Tymczasem do matki - Polki podchodzi koleżanka. Panie witają się wylewnie, rzucając w eter kilka uprzejmości w klimacie "kurwa, stara, kopę lat". Zatrzymuję się zafascynowana tym zjawiskiem językowym i postanawiam przyjrzeć się lepiej stojącym nieopodal chipsom. Po kilku uprzejmościach, kobiety schodzą na temat wczorajszych wyborów. 
-  Ja tam głosowałam na ... - deklaruje matka - Polka i wymienia  nazwę partii jedynie słusznego wyboru - bo tamci to chcą od teraz euro wprowadzić. I na co by mi wtedy te dodatki na dzieci starczyły?
- Nooo- przytakuje przytomnie kumpela - ja też zagłosowałam. To są porządni ludzie. Pogonili darmozjadów i oszustów. Prawo poprawili. Teraz to wyłapią tych gejów i bolszewików. 
- I pedofilów pozamykają, żeby kościoła nie oskarżali.
- Właśnie. A tych nauczycielów to do galopu wzięli - tu rechot - u dzieciaków w szkole to tera taki porządek, że hej. I porządnie uczą. Jak moje te 8 klas zrobią, to i robotę znajdą.
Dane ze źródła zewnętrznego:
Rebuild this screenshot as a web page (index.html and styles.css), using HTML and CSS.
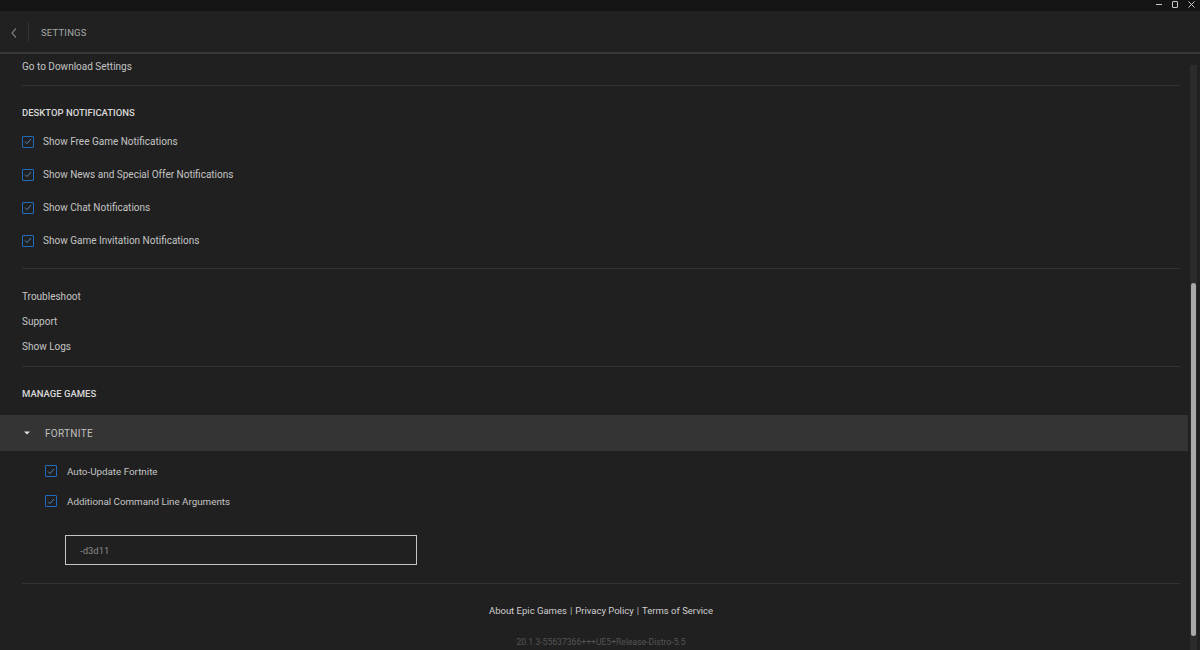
FILE: index.html
```html
<!DOCTYPE html>
<html>
<head>
<meta charset="utf-8">
<link rel="stylesheet" href="styles.css">
</head>
<body>
<div class="titlebar">
  <span class="wc wc-min"></span>
  <span class="wc wc-max"></span>
  <svg class="wc-close" width="7" height="7" viewBox="0 0 7 7"><path d="M0.5 0.5 L6.5 6.5 M6.5 0.5 L0.5 6.5" stroke="#c8c8c8" stroke-width="1"/></svg>
</div>
<div class="header">
  <svg class="back" width="6" height="10" viewBox="0 0 6 10"><path d="M5 0.5 L1 5 L5 9.5" fill="none" stroke="#7a7a7a" stroke-width="1.2"/></svg>
  <span class="vsep"></span>
  <span class="title">SETTINGS</span>
</div>
<div class="main">
  <div class="content">
    <div class="pad">
      <div class="link-row first">Go to Download Settings</div>
      <div class="divider d1"></div>
      <div class="heading h1">DESKTOP NOTIFICATIONS</div>
      <div class="check-row"><span class="cb"><svg width="8" height="7" viewBox="0 0 8 7"><path d="M1 3.6 L3 5.6 L7 1" fill="none" stroke="#5a8fd0" stroke-width="0.9"/></svg></span>Show Free Game Notifications</div>
      <div class="check-row"><span class="cb"><svg width="8" height="7" viewBox="0 0 8 7"><path d="M1 3.6 L3 5.6 L7 1" fill="none" stroke="#5a8fd0" stroke-width="0.9"/></svg></span>Show News and Special Offer Notifications</div>
      <div class="check-row"><span class="cb"><svg width="8" height="7" viewBox="0 0 8 7"><path d="M1 3.6 L3 5.6 L7 1" fill="none" stroke="#5a8fd0" stroke-width="0.9"/></svg></span>Show Chat Notifications</div>
      <div class="check-row"><span class="cb"><svg width="8" height="7" viewBox="0 0 8 7"><path d="M1 3.6 L3 5.6 L7 1" fill="none" stroke="#5a8fd0" stroke-width="0.9"/></svg></span>Show Game Invitation Notifications</div>
      <div class="divider d2"></div>
      <div class="links">
        <div class="link-row">Troubleshoot</div>
        <div class="link-row">Support</div>
        <div class="link-row">Show Logs</div>
      </div>
      <div class="divider d3"></div>
      <div class="heading h2">MANAGE GAMES</div>
    </div>
    <div class="game-row">
      <svg class="caret" width="6" height="4" viewBox="0 0 6 4"><path d="M0 0.5 L6 0.5 L3 3.5 Z" fill="#e0e0e0"/></svg>
      <span>FORTNITE</span>
    </div>
    <div class="pad">
      <div class="game-opts">
        <div class="check-row sub"><span class="cb"><svg width="8" height="7" viewBox="0 0 8 7"><path d="M1 3.6 L3 5.6 L7 1" fill="none" stroke="#5a8fd0" stroke-width="0.9"/></svg></span>Auto-Update Fortnite</div>
        <div class="check-row sub"><span class="cb"><svg width="8" height="7" viewBox="0 0 8 7"><path d="M1 3.6 L3 5.6 L7 1" fill="none" stroke="#5a8fd0" stroke-width="0.9"/></svg></span>Additional Command Line Arguments</div>
        <div class="input">-d3d11</div>
      </div>
      <div class="divider d4"></div>
      <div class="footer">
        <span>About Epic Games</span><span class="bar">|</span><span>Privacy Policy</span><span class="bar">|</span><span>Terms of Service</span>
      </div>
      <div class="version">20.1.3-55637366+++UE5+Release-Distro-5.5</div>
    </div>
  </div>
  <div class="scroll">
    <div class="track"><div class="thumb"></div></div>
  </div>
</div>
</body>
</html>
```

FILE: styles.css
```css
* { box-sizing: border-box; margin: 0; padding: 0; }
html, body { width: 1200px; height: 650px; overflow: hidden; }
body {
  background: #202020;
  font-family: Roboto, "Liberation Sans", sans-serif;
  font-size: 10px;
  color: #c4c4c4;
}
.titlebar {
  height: 11px;
  background: #141414;
  display: flex;
  justify-content: flex-end;
  align-items: center;
  gap: 10px;
  padding-right: 5px;
}
.wc { display: block; }
.wc-min { width: 6px; height: 1px; background: #c8c8c8; margin-top: -2px; }
.wc-max { width: 6px; height: 7px; border: 1px solid #c8c8c8; border-radius: 1px; margin-top: -2px; }
.wc-close { margin-top: -2px; }
.header {
  height: 43px;
  background: #212121;
  border-bottom: 2px solid #383838;
  display: flex;
  align-items: center;
  padding-left: 11px;
}
.back { margin-top: 2px; }
.vsep { width: 1px; height: 20px; background: #333; margin-left: 11px; margin-right: 12px; }
.title { color: #a8a8a8; font-size: 9.5px; letter-spacing: 0.2px; margin-top: 1px; }
.main { display: flex; height: 596px; }
.content { flex: 1; }
.pad { padding-left: 22px; padding-right: 8px; }
.link-row { height: 25px; display: flex; align-items: center; }
.link-row.first { height: 25px; }
.divider { height: 1px; background: #333333; }
.d1 { margin-top: 6px; }
.heading { height: 26px; display: flex; align-items: center; font-weight: 500; font-size: 9.5px; color: #d8d8d8; }
.h1 { margin-top: 13px; }
.check-row { height: 33px; display: flex; align-items: center; }
.cb {
  width: 12px; height: 12px;
  border: 1.5px solid #1f6bc0;
  border-radius: 1px;
  margin-right: 9px;
  display: flex; align-items: center; justify-content: center;
}
.d2 { margin-top: 11px; }
.links { margin-top: 15px; }
.d3 { margin-top: 7px; }
.h2 { margin-top: 13px; }
.game-row {
  margin-top: 9px;
  height: 36px;
  background: #343434;
  display: flex;
  align-items: center;
  padding-left: 24px;
  color: #c0c0c0;
  letter-spacing: 0.3px;
}
.caret { margin-right: 15px; }
.game-opts { padding-left: 23px; padding-top: 5px; }
.check-row.sub { height: 30px; font-size: 9.8px; }
.sub .cb { margin-right: 10px; }
.input {
  margin-top: 19px;
  margin-left: 20px;
  width: 352px;
  height: 30px;
  border: 1px solid #c4c4c4;
  display: flex;
  align-items: center;
  padding-left: 14px;
  color: #8a8a8a;
  font-size: 9.5px;
  margin-bottom: 18px;
}
.footer {
  margin-top: 13px;
  height: 26px;
  display: flex;
  align-items: center;
  justify-content: center;
  color: #cfcfcf;
  font-size: 9.5px;
}
.bar { margin: 0 3px; color: #bbb; }
.version { height: 16px; display: flex; align-items: center; justify-content: center; color: #555; font-size: 8.6px; margin-top: 11px; }
.scroll { width: 12px; padding-top: 11px; padding-left: 2px; }
.track { width: 7px; height: 100%; background: #2b2b2b; padding: 218px 1px 0 1px; }
.thumb { width: 5px; height: 353px; background: #a9a9a9; border-radius: 3px; }
```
Rozglądam się wokół, aby sprawdzić, czy aby na pewno żyję na tym samym świecie. Chyba jednak nie. Za rzędem fasolki nie czai się żaden bolszewik. W chłodni między buraczkami a mieszanką warzywną  nie ukrywa  się  przystojny osobnik z tęczową przepaską na biodrach - choć nie powiem, ta wizja wydała mi się kusząca. Na półkach nadal widnieją ceny w złotówkach, choć wyraźnie dociążone kosztem głosów obu pań i większości wyborców. I jakoś nie widać na horyzoncie 15latków układających towary na półkach i zmywających podłogę. Mniemam, że ich nie przeoczyłam, tudzież nie kryją się w korporacyjnych fotelach prezesów. 
***
Zawsze mi się wydawało, że na świecie istnieją jakieś pewniki, fundamenty rozumowania. Matematycy zawsze twierdzili, że 2x2 jest cztery, astronomowie, że ziemia jest okrągła, a poloniści, że -uje się nie kreskuje. Oczywistym było, że koń jaki jest, każdy widzi. Ryby pływają, grawitacja istnieje, rano wstanie słońce, a 24. grudnia obchodzimy wigilię. W swojej naiwności sądziłam, że  fakty mówią same za siebie, a żelazna logika jest taka sama dla wszystkich.  Ogień parzy.  Jak ktoś nie wierzy, może wsadzić łapę w płomienie i przekonać się empirycznie. Proste. O, nic bardziej mylnego!
Od jakiegoś czasu nie mogę pozbyć się wrażenia, że  ludzie wokół mnie żyją w równoległych rzeczywistościach, odległych od siebie o lata świetlne. Niby wszystkich obowiązują te same prawa fizyki, a jednak są tacy, którzy twierdzą, że jak rzucą kamień, to nie upadnie on na ziemię. Ba! Obserwują setki ludzi rzucających kamieniami i widzą, że te kamienie zawsze upadają, ale i tak nie uznają tego za fakt.  Fascynujące jest zastanawianie się, co  takie jednostki mają pod czaszką i czy aby głowa nie służy im wyłącznie za element dekoracyjny. 
***
Kiedy wychodzę ze sklepu, słyszę za sobą jeszcze poirytowany głos matki - Polki i jej utyskiwania, że w tym sklepie to coraz drożej. Groźnym tonem informuje wszystkich, że jak tak dalej pójdzie, to stracą stała klientkę. No. Bo ona nie da się oszukiwać byle komu.